Very nicely ties up some loose ends from _The Potter's Field_, while raking up the old problem of the reliquary very creatively. Robert Bossu alone would be worth the price of admission. :)
3 of 3 people found the following review helpful
Holy shenanigans! May 18 2006
By Beverley Strong - Published on Amazon.com
Format: Mass Market Paperback
In this penultimate chronicle of Brothet Cadfael, herbalist, monk and resident sleuth of the Abbey of St.Peter and St.Paul, the waters of the local river are rising to dangerous levels, forcing the evacuation of their precious relics and treasures to higher ground, including the silver coffin containing the bones of Cadfael's special saint, St. Winifred of Wales. Following the sacking of the Abbey's sister house in the fens by the evil Geoffrey de Mandeville, Herluin, the sub prior of that house, accompanied by a novice monk, Tutilio, is sheltered at the Abbey while on a quest to raise funds to enable their own Abbey to be rebuilt. During the upheaval of rescuing the relics from the flood waters, the coffin of St.Winifred disappears and consequently is deemed to have been loaded on to a cart with donated building timber and a large quantity of silver and jewellery. The drivers of the cart stumble back to the Abbey, claiming to have been set upon and robbed by a band of marauders.
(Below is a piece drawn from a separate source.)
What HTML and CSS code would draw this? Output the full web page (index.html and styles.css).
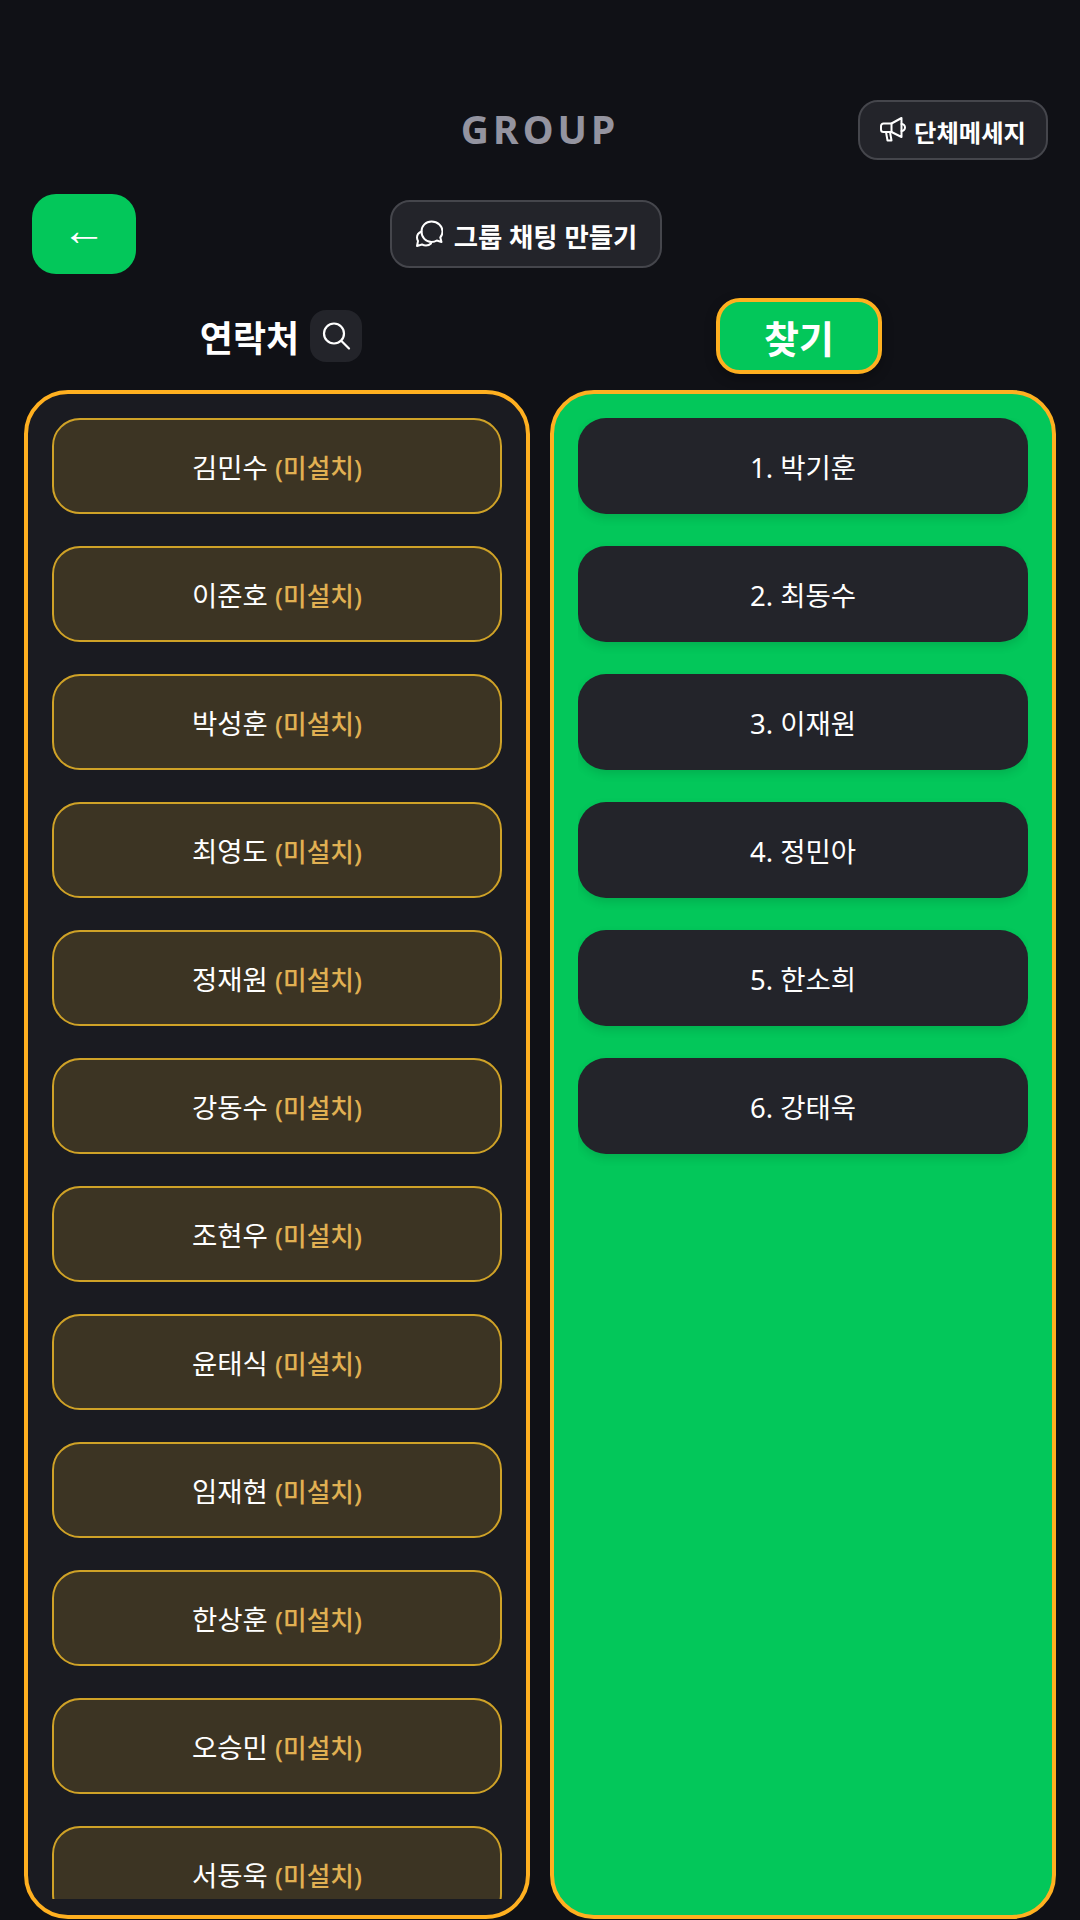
FILE: index.html
```html
<!DOCTYPE html>
<html>
<head>
  <title>Group</title>
  <link rel="stylesheet" href="styles.css">
</head>
<body>
  <div class="top-bar">
    <div class="title">GROUP</div>
    <button class="dark-btn notice-btn">
      <svg class="icon" width="28" height="28" viewBox="0 0 28 28" fill="none" stroke="#fff" stroke-width="2" stroke-linejoin="round" stroke-linecap="round">
        <path d="M3.500 7.500h8L21.500 2v19l-10-5h-8A2.500 2.500 0 0 1 1 13.500V10a2.500 2.500 0 0 1 2.500-2.500z"/>
        <path d="M11.500 7.500V16"/>
        <path d="M6 16l1.500 8.500h4L10 16"/>
        <path d="M21.500 8a3.500 3.500 0 0 1 0 7"/>
      </svg>
      <span class="btn-text">단체메세지</span>
    </button>
  </div>

  <div class="action-bar">
    <button class="back-btn">←</button>
    <button class="dark-btn chat-btn">
      <svg class="icon" width="28" height="28" viewBox="0 0 28 28" fill="none" stroke="#fff" stroke-width="2" stroke-linejoin="round" stroke-linecap="round">
        <path d="M16.500 1.500c-5.800 0-10 4.400-10 10s4.200 10.500 10 10.500c2 0 3.800-.5 5.300-1.500l4.700 1.500-1.200-4.500c1.400-1.700 2.200-3.700 2.200-6 0-5.600-4.700-10-11-10z"/>
        <path d="M6.500 11.500C4 12.500 2 14.800 2 17.500c0 1.300.4 2.400 1 3.500l-1 5 5-1.500c1.200.6 2.500 1 4 1 2 0 3.800-.8 5-2"/>
      </svg>
      <span class="btn-text">그룹 채팅 만들기</span>
    </button>
  </div>

  <div class="columns-head">
    <div class="contacts-head">
      <span>연락처</span>
      <button class="search-btn">
        <svg width="30" height="30" viewBox="0 0 30 30" fill="none" stroke="#fff" stroke-width="2.200" stroke-linecap="round">
          <circle cx="13" cy="12.500" r="10"/>
          <path d="M20.500 20l7.500 7.500"/>
        </svg>
      </button>
    </div>
    <div class="find-head">
      <button class="find-btn">찾기</button>
    </div>
  </div>

  <div class="columns">
    <!-- contacts -->
    <div class="panel contacts-panel">
      <div class="list">
        <div class="item contact">김민수 <span class="status">(미설치)</span></div>
        <div class="item contact">이준호 <span class="status">(미설치)</span></div>
        <div class="item contact">박성훈 <span class="status">(미설치)</span></div>
        <div class="item contact">최영도 <span class="status">(미설치)</span></div>
        <div class="item contact">정재원 <span class="status">(미설치)</span></div>
        <div class="item contact">강동수 <span class="status">(미설치)</span></div>
        <div class="item contact">조현우 <span class="status">(미설치)</span></div>
        <div class="item contact">윤태식 <span class="status">(미설치)</span></div>
        <div class="item contact">임재현 <span class="status">(미설치)</span></div>
        <div class="item contact">한상훈 <span class="status">(미설치)</span></div>
        <div class="item contact">오승민 <span class="status">(미설치)</span></div>
        <div class="item contact">서동욱 <span class="status">(미설치)</span></div>
      </div>
    </div>

    <!-- friends -->
    <div class="panel friends-panel">
      <div class="list">
        <div class="item friend">1. 박기훈</div>
        <div class="item friend">2. 최동수</div>
        <div class="item friend">3. 이재원</div>
        <div class="item friend">4. 정민아</div>
        <div class="item friend">5. 한소희</div>
        <div class="item friend">6. 강태욱</div>
      </div>
    </div>
  </div>
</body>
</html>
```

FILE: styles.css
```css
* {
  box-sizing: border-box;
}

html, body {
  height: 100%;
}

body {
  display: flex;
  flex-direction: column;
  height: 1920px;
  margin: 0;
  overflow: hidden;
  background-color: #101116;
  color: #fff;
  font-family: "Noto Sans", "Noto Sans CJK KR", sans-serif;
}

button {
  font-family: inherit;
  color: #fff;
  cursor: pointer;
}

.top-bar {
  display: grid;
  grid-template-columns: 1fr auto 1fr;
  align-items: center;
  height: 60px;
  margin-top: 100px;
  padding: 0 32px;
}

.title {
  grid-column: 2;
  margin-bottom: 4px;
  font-size: 39px;
  font-weight: 700;
  letter-spacing: 4px;
  color: #9494a0;
}

.dark-btn {
  display: flex;
  align-items: center;
  justify-content: center;
  background-color: #23242a;
  border: 2px solid #45464c;
  font-weight: 700;
}

.btn-text {
  padding-top: 3px;
}

.notice-btn {
  grid-column: 3;
  justify-self: end;
  gap: 6px;
  width: 190px;
  height: 60px;
  border-radius: 20px;
  font-size: 24.300px;
}

.action-bar {
  display: flex;
  align-items: flex-start;
  gap: 254px;
  height: 80px;
  margin-top: 34px;
  padding-left: 32px;
}

.back-btn {
  width: 104px;
  height: 80px;
  padding: 0 0 9px;
  border: none;
  border-radius: 24px;
  background-color: #03c75a;
  font-family: "Liberation Sans", sans-serif;
  font-size: 44px;
}

.chat-btn {
  gap: 11px;
  width: 272px;
  height: 68px;
  margin-top: 6px;
  border-radius: 20px;
  font-size: 26.400px;
}

.columns-head {
  display: grid;
  grid-template-columns: 1fr 1fr;
  height: 76px;
  margin-top: 24px;
  padding: 0 24px;
  column-gap: 20px;
}

.contacts-head {
  display: flex;
  align-items: center;
  justify-content: center;
  gap: 11px;
  padding-left: 8px;
  font-size: 36px;
  font-weight: 700;
}

.search-btn {
  display: flex;
  align-items: center;
  justify-content: center;
  width: 52px;
  height: 52px;
  padding: 0;
  border: none;
  border-radius: 16px;
  background-color: #23242a;
}

.find-head {
  display: flex;
  justify-content: center;
  padding-right: 8px;
}

.find-btn {
  width: 166px;
  height: 76px;
  padding: 0;
  border: 4px solid #ffb020;
  border-radius: 24px;
  background-color: #03c75a;
  font-size: 38px;
  font-weight: 700;
  box-shadow: 0 4px 12px rgba(0, 0, 0, 0.3);
}

.columns {
  display: grid;
  grid-template-columns: 1fr 1fr;
  flex: 1;
  min-height: 0;
  margin-top: 16px;
  padding: 0 24px 1px;
  column-gap: 20px;
}

.panel {
  min-height: 0;
  padding: 24px 24px 16px;
  border: 4px solid #ffb020;
  border-radius: 44px;
}

.contacts-panel {
  background-color: #1a1b21;
}

.friends-panel {
  background-color: #03c75a;
}

.list {
  display: flex;
  flex-direction: column;
  gap: 32px;
  height: 100%;
  overflow: hidden;
}

.item {
  display: flex;
  align-items: center;
  justify-content: center;
  flex-shrink: 0;
  height: 96px;
  border-radius: 28px;
  font-size: 27.500px;
  white-space: pre;
}

.contact {
  background-color: #3c3423;
  border: 2px solid #cfa227;
}

.status {
  padding-top: 1px;
  color: #e0b052;
  font-size: 25.700px;
  font-weight: 500;
}

.friend {
  background-color: #23242a;
  box-shadow: 0 4px 10px rgba(0, 0, 0, 0.12);
}
```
The coffin is found intact and taken to the nearby manor of the Earl of Leicester who stakes a claim to retain the relics, is joined in another claim by Sub Prior Herluin and naturally enough by the Shrewsbury Abbey in a three way tussle for possession of poor little St.Winifred's bones. The side characters in this story are well drawn and very interesting, making the thought that the next book is the last in the series and so I'm prolonging the pleasure by reading a non connected book in between !
2 of 2 people found the following review helpful
Saint's Bones Jan. 16 2011
By Nash Black - Published on Amazon.com
Format: Paperback Verified Purchase
Father Cadfael is called upon the prove a young man innocent of murder though the novice has admitted he engineered the thieft of Saint Winifred's sacred bones during a flooding of the abbey. THE HOLY THIEF by Ellis Peters is an excellent addition to the series.
To remove some of the pressure from their chief Geoffrey de Mandeville as he is dying his followers restore the ravaged abby of Ramsey to the Benedictines. Rebuilding is expensive and the monks set out to raise the means. Brother Tutilo is determined to prove his faith and arranges for the sacred bones of Saint Winifred to be included in a shipment to Ramsey. This begins the tale of a struggle for power, standing, and fame that lead to murder.
As always Father Cadfael is a good read on a snowy day.
Nash Black, author of QUALIFYING LAPS.